The Rush of Liberty

Feb 24, 2015    Don Willeman    Kingdom Perspective, Thinking Christian Series, 2015

Some of you will be familiar with the song “Tom Sawyer” by the 1980’s rock band Rush. One line in particular typifies the autonomous spirit of our age. The lyricists, Neil Peart, referring to “today’s Tom Sawyer” says that “…his mind is not for rent, to any god or government.” In other words, individual autonomy is the modern ideal.

This shunning of any external authority has deep roots in Western thought, going back at least to the 18th century Enlightenment, particularly in its French form.

One of the key players in the French Enlightenment was Voltaire (aka François-Marie Arouet, 1694-1778). Voltaire was significantly influenced by a lesser known figure Jean Meslier (1664-1729), a Roman Catholic priest and closet atheist. (Meslier’s atheistic writings were not discovered until after his death in 1729.) Voltaire said of Meslier that he was the most important of “the meteors” to strike a deadly blow “to the Christian religion.” Voltaire was fond of quoting a quip from Meslier:

Man will never be free until the last king is strangled with the entrails of the last priest.

Behind this graphic statement is the peculiar Enlightenment belief that the source of all evil and oppression is not evil in the human heart but rather evil in the social structures. Thus, if we can just change or throw off the social structures, then the natural goodness of the human heart will be free to express itself and produce the harmonious society for which we all so desperately long. In the words of Voltaire’s German counterpart Immanuel Kant, people need to be free to use “their own reason confidently…without outside guidance.”
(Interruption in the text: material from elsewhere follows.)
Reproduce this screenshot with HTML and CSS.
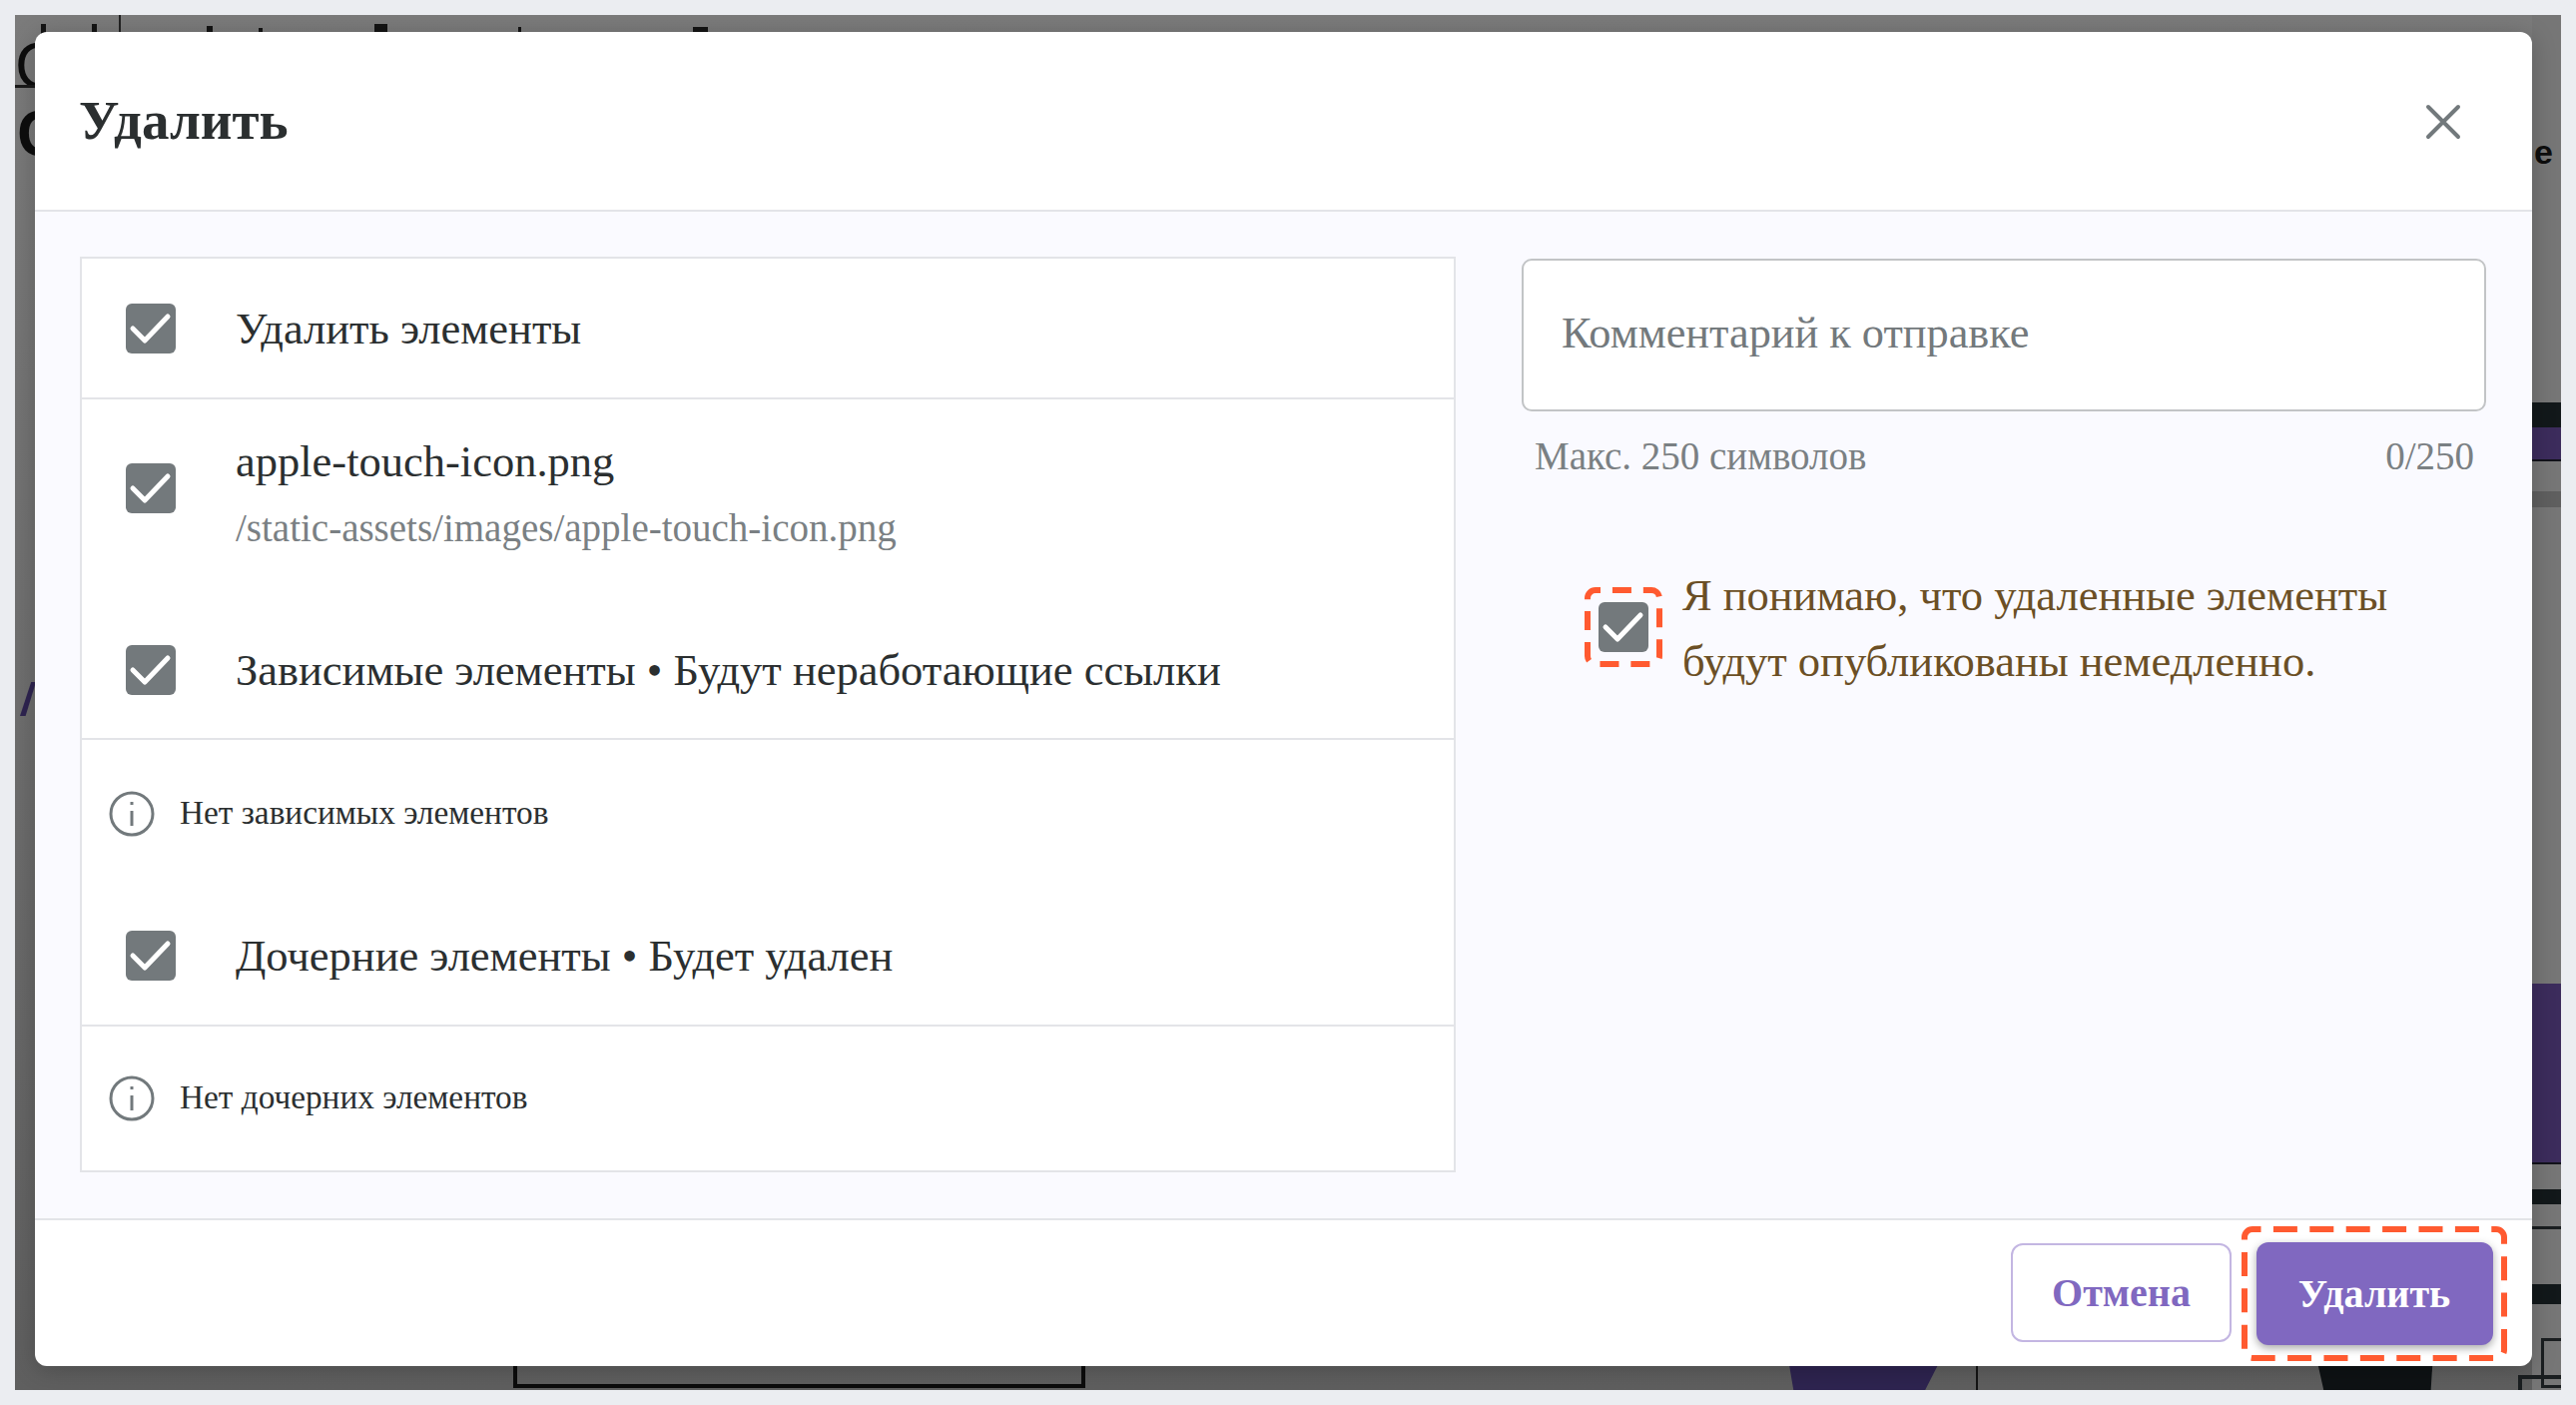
FILE: index.html
```html
<!DOCTYPE html>
<html lang="ru">
<head>
  <meta charset="UTF-8" />
  <title>Удалить</title>
  <link rel="stylesheet" href="styles.css">
</head>
<body>
  <div class="backdrop">
    <!-- page behind the dialog -->
    <div class="bg-shape bg-right-strip"></div>
    <div class="bg-text bg-letter-a">С</div>
    <div class="bg-text bg-letter-b">С</div>
    <div class="bg-text bg-letter-e">е</div>
    <div class="bg-shape bg-rule"></div>
    <div class="bg-shape bg-vline"></div>
    <div class="bg-shape bg-tick tick-a"></div>
    <div class="bg-shape bg-tick tick-b"></div>
    <div class="bg-shape bg-tick tick-c"></div>
    <div class="bg-shape bg-tick tick-d"></div>
    <div class="bg-shape bg-tick tick-e"></div>
    <div class="bg-shape bg-tick tick-f"></div>
    <div class="bg-shape bg-tick tick-g"></div>
    <div class="bg-shape bg-dark-band"></div>
    <div class="bg-shape bg-purple-band"></div>
    <div class="bg-shape bg-grey-band"></div>
    <div class="bg-shape bg-slash"></div>
    <div class="bg-shape bg-frame"></div>
    <div class="bg-shape bg-figure"></div>
    <div class="bg-shape bg-figure-arc"></div>
    <div class="bg-shape bg-figure-dark"></div>
    <div class="bg-shape bg-purple-long"></div>
    <div class="bg-shape bg-stripe-a"></div>
    <div class="bg-shape bg-stripe-b"></div>
    <div class="bg-shape bg-stripe-c"></div>
    <div class="bg-shape bg-box-a"></div>
    <div class="bg-shape bg-box-b"></div>

    <div class="modal">
      <div class="modal-header">
        <h2 class="modal-title">Удалить</h2>
        <button class="close-button" aria-label="Закрыть">
          <svg width="36" height="36" viewBox="0 0 36 36"><path d="M3 3 L33 33 M33 3 L3 33" /></svg>
        </button>
      </div>

      <div class="modal-body">
        <div class="item-list">
          <div class="row row-head">
            <span class="checkbox"><svg viewBox="0 0 50 50"><path d="M7 25 L19 37 L42 13" /></svg></span>
            <span class="row-label">Удалить элементы</span>
          </div>
          <div class="row row-file">
            <span class="checkbox"><svg viewBox="0 0 50 50"><path d="M7 25 L19 37 L42 13" /></svg></span>
            <div class="file-info">
              <div class="row-label">apple-touch-icon.png</div>
              <div class="file-path">/static-assets/images/apple-touch-icon.png</div>
            </div>
          </div>
          <div class="row row-section">
            <span class="checkbox"><svg viewBox="0 0 50 50"><path d="M7 25 L19 37 L42 13" /></svg></span>
            <span class="row-label">Зависимые элементы • Будут неработающие ссылки</span>
          </div>
          <div class="row row-info">
            <svg class="info-icon" viewBox="0 0 46 46"><circle cx="23" cy="23" r="21" /><path d="M23 20 V35" /><path class="info-dot" d="M23 11 V14" /></svg>
            <span class="info-text">Нет зависимых элементов</span>
          </div>
          <div class="row row-section row-section-b">
            <span class="checkbox"><svg viewBox="0 0 50 50"><path d="M7 25 L19 37 L42 13" /></svg></span>
            <span class="row-label">Дочерние элементы • Будет удален</span>
          </div>
          <div class="row row-info row-info-last">
            <svg class="info-icon" viewBox="0 0 46 46"><circle cx="23" cy="23" r="21" /><path d="M23 20 V35" /><path class="info-dot" d="M23 11 V14" /></svg>
            <span class="info-text">Нет дочерних элементов</span>
          </div>
        </div>

        <div class="side">
          <div class="comment-box">Комментарий к отправке</div>
          <div class="comment-hint">
            <span>Макс. 250 символов</span>
            <span>0/250</span>
          </div>
          <div class="confirm">
            <span class="dashed dashed-check">
              <svg class="dash-frame" width="78" height="80"><rect x="3" y="3" width="72" height="74" rx="8" stroke-dasharray="19 11.92" stroke-dashoffset="14" /></svg>
              <span class="checkbox"><svg viewBox="0 0 50 50"><path d="M7 25 L19 37 L42 13" /></svg></span>
            </span>
            <span class="confirm-text">Я понимаю, что удаленные элементы будут опубликованы немедленно.</span>
          </div>
        </div>
      </div>

      <div class="modal-footer">
        <button class="btn btn-cancel">Отмена</button>
        <span class="dashed dashed-btn">
          <svg class="dash-frame" width="266" height="135"><rect x="3" y="3" width="260" height="129" rx="8" stroke-dasharray="24 12.4" stroke-dashoffset="15.5" /></svg>
          <button class="btn btn-delete">Удалить</button>
        </span>
      </div>
    </div>
  </div>
</body>
</html>
```

FILE: styles.css
```css
* {
  box-sizing: border-box;
}

body {
  margin: 0;
  height: 1407px;
  padding: 15px;
  overflow: hidden;
  background-color: #ebedf1;
  font-family: "Liberation Serif", "Times New Roman", serif;
  color: #2b2f30;
}

.backdrop {
  position: relative;
  width: 2550px;
  height: 1377px;
  padding: 17px 29px 24px 20px;
  overflow: hidden;
  background: linear-gradient(180deg, #7b7b7b 0%, #6e6e6e 50%, #5f5f5f 100%);
}

.bg-text {
  position: absolute;
  font-family: "Liberation Sans", sans-serif;
  font-weight: bold;
  color: #0d0d0d;
}

.bg-letter-a {
  left: 0;
  top: 14px;
  font-size: 64px;
  font-weight: normal;
}

.bg-letter-b {
  left: 2px;
  top: 82px;
  font-size: 64px;
}

.bg-letter-e {
  left: 2523px;
  top: 118px;
  font-size: 34px;
}

.bg-shape {
  position: absolute;
}

.bg-right-strip {
  left: 2521px;
  top: 0;
  width: 29px;
  height: 100%;
  background: #767676;
}

.bg-rule {
  left: 0;
  top: 70px;
  width: 24px;
  height: 3px;
  background: #1a1a1a;
}

.bg-vline {
  left: 104px;
  top: 0;
  width: 2px;
  height: 20px;
  background: #222;
}

.bg-tick {
  top: 9px;
  height: 10px;
  background: #141414;
}

.tick-a {
  left: 26px;
  width: 5px;
}

.tick-b {
  left: 77px;
  width: 5px;
}

.tick-c {
  left: 192px;
  top: 11px;
  width: 6px;
}

.tick-d {
  left: 244px;
  top: 13px;
  width: 4px;
}

.tick-e {
  left: 360px;
  width: 13px;
}

.tick-f {
  left: 504px;
  top: 12px;
  width: 3px;
}

.tick-g {
  left: 679px;
  top: 12px;
  width: 15px;
}

.bg-dark-band {
  left: 2521px;
  top: 388px;
  width: 29px;
  height: 25px;
  background: #12181a;
}

.bg-purple-band {
  left: 2521px;
  top: 413px;
  width: 29px;
  height: 34px;
  background: #3c2c5c;
  border-bottom: 2px solid #12121a;
}

.bg-grey-band {
  left: 2521px;
  top: 477px;
  width: 29px;
  height: 16px;
  background: #5f5f5f;
}

.bg-slash {
  left: 5px;
  top: 668px;
  width: 16px;
  height: 34px;
  background: #2e2450;
  clip-path: polygon(70% 0, 100% 0, 35% 100%, 0 100%);
}

.bg-frame {
  left: 499px;
  top: 1340px;
  width: 573px;
  height: 35px;
  border: 4px solid #0c0c0c;
  border-top: none;
}

.bg-figure {
  left: 1775px;
  top: 1340px;
  width: 157px;
  height: 37px;
  background: #2e2450;
  clip-path: polygon(0 0, 100% 0, 88% 100%, 4% 100%);
}

.bg-figure-arc {
  left: 1960px;
  top: 1340px;
  width: 6px;
  height: 37px;
  border-right: 2px solid #141414;
}

.bg-figure-dark {
  left: 2304px;
  top: 1340px;
  width: 118px;
  height: 37px;
  background: #0e1214;
  clip-path: polygon(0 0, 100% 0, 98% 100%, 7% 100%);
}

.bg-purple-long {
  left: 2521px;
  top: 970px;
  width: 29px;
  height: 181px;
  background: #3c2c5c;
  border-bottom: 2px solid #12121a;
}

.bg-stripe-a {
  left: 2521px;
  top: 1176px;
  width: 29px;
  height: 15px;
  background: #12181a;
}

.bg-stripe-b {
  left: 2521px;
  top: 1271px;
  width: 29px;
  height: 20px;
  background: #12181a;
}

.bg-stripe-c {
  left: 2521px;
  top: 1213px;
  width: 29px;
  height: 3px;
  background: #1a1e20;
}

.bg-box-a {
  left: 2530px;
  top: 1325px;
  width: 40px;
  height: 50px;
  border: 3px solid #1a1e20;
}

.bg-box-b {
  left: 2507px;
  top: 1362px;
  width: 60px;
  height: 40px;
  border: 4px solid #1a1e20;
}

.modal {
  position: relative;
  width: 2501px;
  height: 1336px;
  display: flex;
  flex-direction: column;
  border-radius: 12px;
  overflow: hidden;
  background: #fff;
  box-shadow: 0 4px 24px rgba(0, 0, 0, 0.22);
}

.modal-header {
  height: 180px;
  flex-shrink: 0;
  display: flex;
  align-items: center;
  justify-content: space-between;
  padding: 0 71px 0 44px;
  border-bottom: 2px solid #e3e4e8;
}

.modal-title {
  margin: 0 0 2px;
  font-size: 55px;
  font-weight: bold;
}

.close-button {
  margin-top: 2px;
  padding: 0;
  border: none;
  background: none;
  display: flex;
}

.close-button path {
  fill: none;
  stroke: #72797c;
  stroke-width: 4;
  stroke-linecap: round;
}

.modal-body {
  flex: 1;
  display: flex;
  gap: 66px;
  padding: 45px 46px 46px 45px;
  background: #fafaff;
}

.item-list {
  width: 1378px;
  flex-shrink: 0;
  display: flex;
  flex-direction: column;
  border: 2px solid #e3e4e8;
  background: #fff;
}

.row {
  display: flex;
  align-items: center;
  padding-left: 44px;
}

.row-head {
  height: 141px;
  border-bottom: 2px solid #e3e4e8;
}

.row-file {
  height: 219px;
  padding-bottom: 41px;
}

.row-section {
  height: 122px;
  padding-bottom: 16px;
  border-bottom: 2px solid #e3e4e8;
}

.row-section-b {
  height: 139px;
  padding-bottom: 1px;
}

.row-info {
  height: 148px;
  padding-left: 27px;
  padding-bottom: 0;
}

.row-info-last {
  flex: 1;
}

.checkbox {
  width: 50px;
  height: 50px;
  flex-shrink: 0;
  display: block;
  border-radius: 6px;
  background: #73797c;
}

.checkbox svg {
  display: block;
  width: 50px;
  height: 50px;
}

.checkbox path {
  fill: none;
  stroke: #fff;
  stroke-width: 5;
  stroke-linecap: round;
  stroke-linejoin: round;
}

.row-label {
  margin-left: 60px;
  font-size: 44.5px;
  line-height: 58px;
}

.file-info {
  margin-top: 6px;
}

.file-path {
  margin-top: 15px;
  margin-left: 60px;
  font-size: 39px;
  line-height: 45px;
  color: #7a8083;
}

.info-icon {
  width: 46px;
  height: 46px;
  flex-shrink: 0;
}

.info-icon circle,
.info-icon path {
  fill: none;
  stroke: #72797c;
  stroke-width: 3;
}

.info-text {
  margin-left: 25px;
  margin-bottom: 2px;
  font-size: 33.3px;
}

.side {
  flex: 1;
  display: flex;
  flex-direction: column;
}

.comment-box {
  height: 153px;
  margin-top: 2px;
  display: flex;
  align-items: center;
  padding: 0 0 4px 38px;
  border: 2px solid #c2c4c6;
  border-radius: 10px;
  background: #fff;
  font-size: 44.3px;
  color: #73797c;
}

.comment-hint {
  display: flex;
  justify-content: space-between;
  padding: 22px 12px 0 13px;
  font-size: 39px;
  color: #7a8083;
}

.confirm {
  display: flex;
  align-items: center;
  margin-top: 81px;
  padding-left: 63px;
}

.confirm-text {
  margin-left: 20px;
  padding-top: 3px;
  font-size: 44.5px;
  line-height: 66px;
  color: #6b4f25;
}

.dashed {
  position: relative;
  display: flex;
  flex-shrink: 0;
  align-items: center;
  justify-content: center;
}

.dash-frame {
  position: absolute;
  left: 0;
  top: 0;
}

.dash-frame rect {
  fill: none;
  stroke: #ff5a30;
  stroke-width: 6;
}

.dashed-check {
  width: 78px;
  height: 80px;
}

.dashed-btn {
  width: 266px;
  height: 135px;
}

.modal-footer {
  height: 148px;
  flex-shrink: 0;
  display: flex;
  align-items: center;
  justify-content: flex-end;
  gap: 10px;
  padding-right: 25px;
  border-top: 2px solid #e3e4e8;
}

.btn {
  border-radius: 12px;
  font-family: inherit;
  font-size: 40px;
  font-weight: bold;
}

.btn-cancel {
  width: 221px;
  height: 99px;
  margin-bottom: 2px;
  border: 2px solid #c3b6e2;
  background: #fff;
  color: #8068c0;
}

.btn-delete {
  width: 237px;
  height: 103px;
  border: none;
  background: #8068c0;
  color: #fff;
  box-shadow: 0 3px 8px rgba(0, 0, 0, 0.35);
}
```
But does such a notion of liberty really lead to freedom and harmony? Sadly, it did not in the France; it led to violence and chaos.

Unjustly condemned to the guillotine during the French Revolution, Madame Roland paused to pay homage to the statue of liberty in the Place de la Revolution, saying:

Liberty, what crimes are committed in your name!

Our efforts at freedom are fragile, and our latch on liberty elusive. Why? Because true liberty doesn’t grow from within us, but is a gift granted by our Creator.

Something to think about from “The Kingdom Perspective”.

Now the Lord is the Spirit, and where the Spirit of the Lord is, there is liberty.